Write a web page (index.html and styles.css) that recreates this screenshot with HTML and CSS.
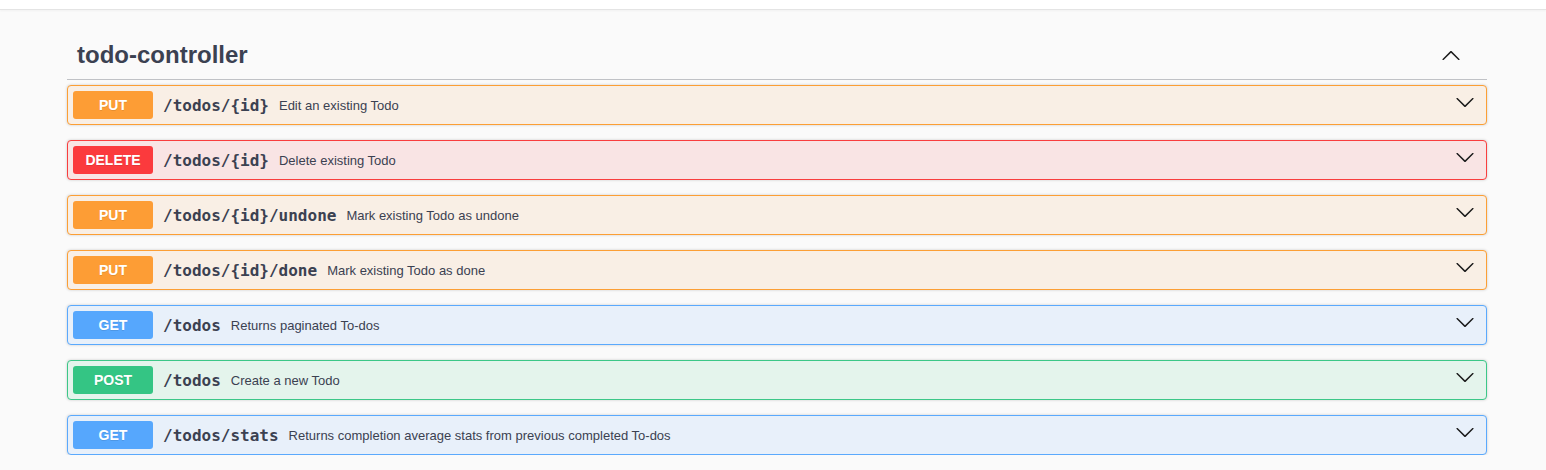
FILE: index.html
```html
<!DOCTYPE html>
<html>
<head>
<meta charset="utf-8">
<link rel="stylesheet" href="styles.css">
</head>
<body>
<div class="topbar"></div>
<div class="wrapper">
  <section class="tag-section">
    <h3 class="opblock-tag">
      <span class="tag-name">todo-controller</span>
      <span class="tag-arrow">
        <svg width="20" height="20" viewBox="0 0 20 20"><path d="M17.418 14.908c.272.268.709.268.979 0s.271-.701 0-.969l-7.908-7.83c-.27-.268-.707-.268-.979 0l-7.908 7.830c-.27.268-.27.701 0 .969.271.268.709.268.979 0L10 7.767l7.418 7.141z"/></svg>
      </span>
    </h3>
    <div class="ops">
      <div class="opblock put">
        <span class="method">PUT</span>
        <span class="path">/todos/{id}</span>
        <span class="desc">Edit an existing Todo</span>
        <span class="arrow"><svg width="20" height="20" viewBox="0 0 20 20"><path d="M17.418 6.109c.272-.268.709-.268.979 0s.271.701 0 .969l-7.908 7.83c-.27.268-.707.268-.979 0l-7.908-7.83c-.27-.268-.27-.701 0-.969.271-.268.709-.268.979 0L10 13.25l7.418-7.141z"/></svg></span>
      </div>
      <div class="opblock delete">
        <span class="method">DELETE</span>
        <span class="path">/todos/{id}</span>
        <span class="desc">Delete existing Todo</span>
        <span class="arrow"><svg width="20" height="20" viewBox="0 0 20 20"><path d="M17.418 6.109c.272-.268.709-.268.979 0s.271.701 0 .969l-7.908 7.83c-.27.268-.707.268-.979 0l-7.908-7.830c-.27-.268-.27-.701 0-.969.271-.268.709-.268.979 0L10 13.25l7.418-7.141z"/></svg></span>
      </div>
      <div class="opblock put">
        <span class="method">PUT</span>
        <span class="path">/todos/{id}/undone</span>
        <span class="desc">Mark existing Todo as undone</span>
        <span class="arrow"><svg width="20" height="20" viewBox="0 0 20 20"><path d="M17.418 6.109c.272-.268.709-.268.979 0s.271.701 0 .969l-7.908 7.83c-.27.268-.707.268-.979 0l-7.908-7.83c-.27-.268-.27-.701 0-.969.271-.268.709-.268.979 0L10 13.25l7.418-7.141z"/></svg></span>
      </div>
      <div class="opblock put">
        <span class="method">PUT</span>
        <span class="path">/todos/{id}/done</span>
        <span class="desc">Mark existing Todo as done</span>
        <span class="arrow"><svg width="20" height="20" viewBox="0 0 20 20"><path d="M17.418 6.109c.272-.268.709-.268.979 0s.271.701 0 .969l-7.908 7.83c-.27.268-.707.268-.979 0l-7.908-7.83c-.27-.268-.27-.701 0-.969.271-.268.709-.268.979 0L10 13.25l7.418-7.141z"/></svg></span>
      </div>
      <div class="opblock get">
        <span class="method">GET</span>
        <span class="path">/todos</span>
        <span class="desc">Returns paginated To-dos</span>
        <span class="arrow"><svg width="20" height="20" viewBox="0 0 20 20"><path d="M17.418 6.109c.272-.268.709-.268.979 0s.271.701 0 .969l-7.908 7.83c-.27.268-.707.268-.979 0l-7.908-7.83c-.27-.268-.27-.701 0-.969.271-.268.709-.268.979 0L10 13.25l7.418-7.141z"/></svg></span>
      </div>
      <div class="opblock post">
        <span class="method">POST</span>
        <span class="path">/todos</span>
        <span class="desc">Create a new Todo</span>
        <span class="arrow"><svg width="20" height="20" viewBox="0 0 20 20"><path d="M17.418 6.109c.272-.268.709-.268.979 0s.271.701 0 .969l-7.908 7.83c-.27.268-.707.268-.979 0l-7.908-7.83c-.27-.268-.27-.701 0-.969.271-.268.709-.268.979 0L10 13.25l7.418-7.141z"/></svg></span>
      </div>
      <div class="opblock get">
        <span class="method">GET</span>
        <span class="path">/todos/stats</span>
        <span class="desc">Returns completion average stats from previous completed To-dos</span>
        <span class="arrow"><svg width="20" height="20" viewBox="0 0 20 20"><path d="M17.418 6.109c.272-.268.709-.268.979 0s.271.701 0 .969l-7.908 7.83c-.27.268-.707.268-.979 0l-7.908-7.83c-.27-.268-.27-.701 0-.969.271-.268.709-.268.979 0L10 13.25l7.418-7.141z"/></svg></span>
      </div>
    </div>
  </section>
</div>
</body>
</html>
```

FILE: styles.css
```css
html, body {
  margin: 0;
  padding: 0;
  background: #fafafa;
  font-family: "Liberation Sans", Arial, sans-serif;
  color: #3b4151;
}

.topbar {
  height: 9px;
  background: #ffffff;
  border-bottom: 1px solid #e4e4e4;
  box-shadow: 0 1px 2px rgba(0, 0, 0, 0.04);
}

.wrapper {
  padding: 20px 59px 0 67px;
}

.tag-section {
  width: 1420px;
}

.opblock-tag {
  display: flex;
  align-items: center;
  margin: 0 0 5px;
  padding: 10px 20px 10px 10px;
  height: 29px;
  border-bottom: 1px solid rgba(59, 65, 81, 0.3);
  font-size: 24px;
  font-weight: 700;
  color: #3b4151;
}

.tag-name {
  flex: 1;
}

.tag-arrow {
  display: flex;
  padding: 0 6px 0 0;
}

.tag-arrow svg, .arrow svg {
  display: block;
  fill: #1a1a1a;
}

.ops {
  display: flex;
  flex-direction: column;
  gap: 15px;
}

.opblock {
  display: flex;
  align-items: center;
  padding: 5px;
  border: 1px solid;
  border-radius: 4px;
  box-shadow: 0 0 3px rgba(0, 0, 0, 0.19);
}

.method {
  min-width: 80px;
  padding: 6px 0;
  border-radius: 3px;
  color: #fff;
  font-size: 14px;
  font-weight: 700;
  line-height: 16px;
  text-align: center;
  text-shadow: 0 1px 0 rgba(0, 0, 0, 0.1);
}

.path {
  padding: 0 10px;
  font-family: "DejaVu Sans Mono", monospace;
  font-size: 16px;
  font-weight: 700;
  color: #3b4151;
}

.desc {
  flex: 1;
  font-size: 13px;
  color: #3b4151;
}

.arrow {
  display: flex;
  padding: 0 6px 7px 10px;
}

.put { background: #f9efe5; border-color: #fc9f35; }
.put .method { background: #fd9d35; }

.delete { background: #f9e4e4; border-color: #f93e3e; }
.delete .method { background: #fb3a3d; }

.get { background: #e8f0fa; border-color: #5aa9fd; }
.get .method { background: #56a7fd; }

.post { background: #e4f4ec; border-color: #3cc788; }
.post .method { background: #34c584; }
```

_ _ _ _

Repeat the data exactly, excluding the pictures.

WRITTEN RESPONSE:
Write a web page (index.html and styles.css) that recreates this screenshot with HTML and CSS.
FILE: index.html
```html
<!DOCTYPE html>
<html>
<head>
<meta charset="utf-8">
<link rel="stylesheet" href="styles.css">
</head>
<body>
<div class="topbar"></div>
<div class="wrapper">
  <section class="tag-section">
    <h3 class="opblock-tag">
      <span class="tag-name">todo-controller</span>
      <span class="tag-arrow">
        <svg width="20" height="20" viewBox="0 0 20 20"><path d="M17.418 14.908c.272.268.709.268.979 0s.271-.701 0-.969l-7.908-7.83c-.27-.268-.707-.268-.979 0l-7.908 7.830c-.27.268-.27.701 0 .969.271.268.709.268.979 0L10 7.767l7.418 7.141z"/></svg>
      </span>
    </h3>
    <div class="ops">
      <div class="opblock put">
        <span class="method">PUT</span>
        <span class="path">/todos/{id}</span>
        <span class="desc">Edit an existing Todo</span>
        <span class="arrow"><svg width="20" height="20" viewBox="0 0 20 20"><path d="M17.418 6.109c.272-.268.709-.268.979 0s.271.701 0 .969l-7.908 7.83c-.27.268-.707.268-.979 0l-7.908-7.83c-.27-.268-.27-.701 0-.969.271-.268.709-.268.979 0L10 13.25l7.418-7.141z"/></svg></span>
      </div>
      <div class="opblock delete">
        <span class="method">DELETE</span>
        <span class="path">/todos/{id}</span>
        <span class="desc">Delete existing Todo</span>
        <span class="arrow"><svg width="20" height="20" viewBox="0 0 20 20"><path d="M17.418 6.109c.272-.268.709-.268.979 0s.271.701 0 .969l-7.908 7.83c-.27.268-.707.268-.979 0l-7.908-7.830c-.27-.268-.27-.701 0-.969.271-.268.709-.268.979 0L10 13.25l7.418-7.141z"/></svg></span>
      </div>
      <div class="opblock put">
        <span class="method">PUT</span>
        <span class="path">/todos/{id}/undone</span>
        <span class="desc">Mark existing Todo as undone</span>
        <span class="arrow"><svg width="20" height="20" viewBox="0 0 20 20"><path d="M17.418 6.109c.272-.268.709-.268.979 0s.271.701 0 .969l-7.908 7.83c-.27.268-.707.268-.979 0l-7.908-7.83c-.27-.268-.27-.701 0-.969.271-.268.709-.268.979 0L10 13.25l7.418-7.141z"/></svg></span>
      </div>
      <div class="opblock put">
        <span class="method">PUT</span>
        <span class="path">/todos/{id}/done</span>
        <span class="desc">Mark existing Todo as done</span>
        <span class="arrow"><svg width="20" height="20" viewBox="0 0 20 20"><path d="M17.418 6.109c.272-.268.709-.268.979 0s.271.701 0 .969l-7.908 7.83c-.27.268-.707.268-.979 0l-7.908-7.83c-.27-.268-.27-.701 0-.969.271-.268.709-.268.979 0L10 13.25l7.418-7.141z"/></svg></span>
      </div>
      <div class="opblock get">
        <span class="method">GET</span>
        <span class="path">/todos</span>
        <span class="desc">Returns paginated To-dos</span>
        <span class="arrow"><svg width="20" height="20" viewBox="0 0 20 20"><path d="M17.418 6.109c.272-.268.709-.268.979 0s.271.701 0 .969l-7.908 7.83c-.27.268-.707.268-.979 0l-7.908-7.83c-.27-.268-.27-.701 0-.969.271-.268.709-.268.979 0L10 13.25l7.418-7.141z"/></svg></span>
      </div>
      <div class="opblock post">
        <span class="method">POST</span>
        <span class="path">/todos</span>
        <span class="desc">Create a new Todo</span>
        <span class="arrow"><svg width="20" height="20" viewBox="0 0 20 20"><path d="M17.418 6.109c.272-.268.709-.268.979 0s.271.701 0 .969l-7.908 7.83c-.27.268-.707.268-.979 0l-7.908-7.83c-.27-.268-.27-.701 0-.969.271-.268.709-.268.979 0L10 13.25l7.418-7.141z"/></svg></span>
      </div>
      <div class="opblock get">
        <span class="method">GET</span>
        <span class="path">/todos/stats</span>
        <span class="desc">Returns completion average stats from previous completed To-dos</span>
        <span class="arrow"><svg width="20" height="20" viewBox="0 0 20 20"><path d="M17.418 6.109c.272-.268.709-.268.979 0s.271.701 0 .969l-7.908 7.83c-.27.268-.707.268-.979 0l-7.908-7.83c-.27-.268-.27-.701 0-.969.271-.268.709-.268.979 0L10 13.25l7.418-7.141z"/></svg></span>
      </div>
    </div>
  </section>
</div>
</body>
</html>
```

FILE: styles.css
```css
html, body {
  margin: 0;
  padding: 0;
  background: #fafafa;
  font-family: "Liberation Sans", Arial, sans-serif;
  color: #3b4151;
}

.topbar {
  height: 9px;
  background: #ffffff;
  border-bottom: 1px solid #e4e4e4;
  box-shadow: 0 1px 2px rgba(0, 0, 0, 0.04);
}

.wrapper {
  padding: 20px 59px 0 67px;
}

.tag-section {
  width: 1420px;
}

.opblock-tag {
  display: flex;
  align-items: center;
  margin: 0 0 5px;
  padding: 10px 20px 10px 10px;
  height: 29px;
  border-bottom: 1px solid rgba(59, 65, 81, 0.3);
  font-size: 24px;
  font-weight: 700;
  color: #3b4151;
}

.tag-name {
  flex: 1;
}

.tag-arrow {
  display: flex;
  padding: 0 6px 0 0;
}

.tag-arrow svg, .arrow svg {
  display: block;
  fill: #1a1a1a;
}

.ops {
  display: flex;
  flex-direction: column;
  gap: 15px;
}

.opblock {
  display: flex;
  align-items: center;
  padding: 5px;
  border: 1px solid;
  border-radius: 4px;
  box-shadow: 0 0 3px rgba(0, 0, 0, 0.19);
}

.method {
  min-width: 80px;
  padding: 6px 0;
  border-radius: 3px;
  color: #fff;
  font-size: 14px;
  font-weight: 700;
  line-height: 16px;
  text-align: center;
  text-shadow: 0 1px 0 rgba(0, 0, 0, 0.1);
}

.path {
  padding: 0 10px;
  font-family: "DejaVu Sans Mono", monospace;
  font-size: 16px;
  font-weight: 700;
  color: #3b4151;
}

.desc {
  flex: 1;
  font-size: 13px;
  color: #3b4151;
}

.arrow {
  display: flex;
  padding: 0 6px 7px 10px;
}

.put { background: #f9efe5; border-color: #fc9f35; }
.put .method { background: #fd9d35; }

.delete { background: #f9e4e4; border-color: #f93e3e; }
.delete .method { background: #fb3a3d; }

.get { background: #e8f0fa; border-color: #5aa9fd; }
.get .method { background: #56a7fd; }

.post { background: #e4f4ec; border-color: #3cc788; }
.post .method { background: #34c584; }
```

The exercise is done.